If n=2, the first person saying they don’t know tells us, what we did not know before, that they also see a red card. Then the second person knows they have a red card.

For n=3, we know that if there were only 2 red cards, the second person would have known their card color, so after 2 “I don’t know” answers, the 3rd person knows their card must be the 3rd red card.

This continues by induction. If there are n red cards, then after n-1 “I don’t know” answers, the nth person, who can only see n-1 other red cards & knows that the (n-1)th person would have known their card if there were only those n-1 red cards, now knows that their own card must be the nth (& last) red card.

In the case of the blue-eyed islanders, each day that passes with nothing happening is equivalent to one “I don’t know.” The inaction itself is a statement of epistemic uncertainty. Since each blue-eyed islander can see n-1 blue-eyed islanders, they know that it would take n-1 days for them to reach certainty if there were n-1 blue-eyed islanders. But when nothing happens after n-1 days, they know for certain that there must be more than that. Since they can see everyone but themselves, they conclude, inescapably, that they themselves must be the additional nth blue-eyed islander.

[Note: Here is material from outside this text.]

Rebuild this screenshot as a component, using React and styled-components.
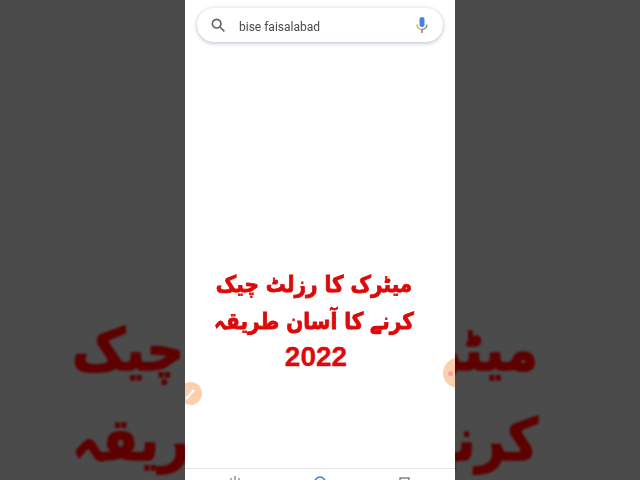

The xkcd version of the problem has islanders who discover their own eye color leave by ferry instead of killing themselves. It is rather pleasanter than the traditional version.

1799

I should add that, in the case of the blue-eyed islanders (though not in the case of the red cards), for some lower bound the outsider probably becomes unnecessary to start the chain reaction. I wanna say n=3, but I’d have to think about it. Three guarantees that everyone knows that everyone sees at least one blue-eyed islander.

So if there’s one green-eyed islander, 100 blue-eyed islanders, and 900 brown-eyed islanders, only the green-eyed islander won’t eventually discover their own eye color. But again, I’m just conjecturing on this point right now.

1800

So you guys actually think that this:

is somehow “better” than the probability-based puzzle?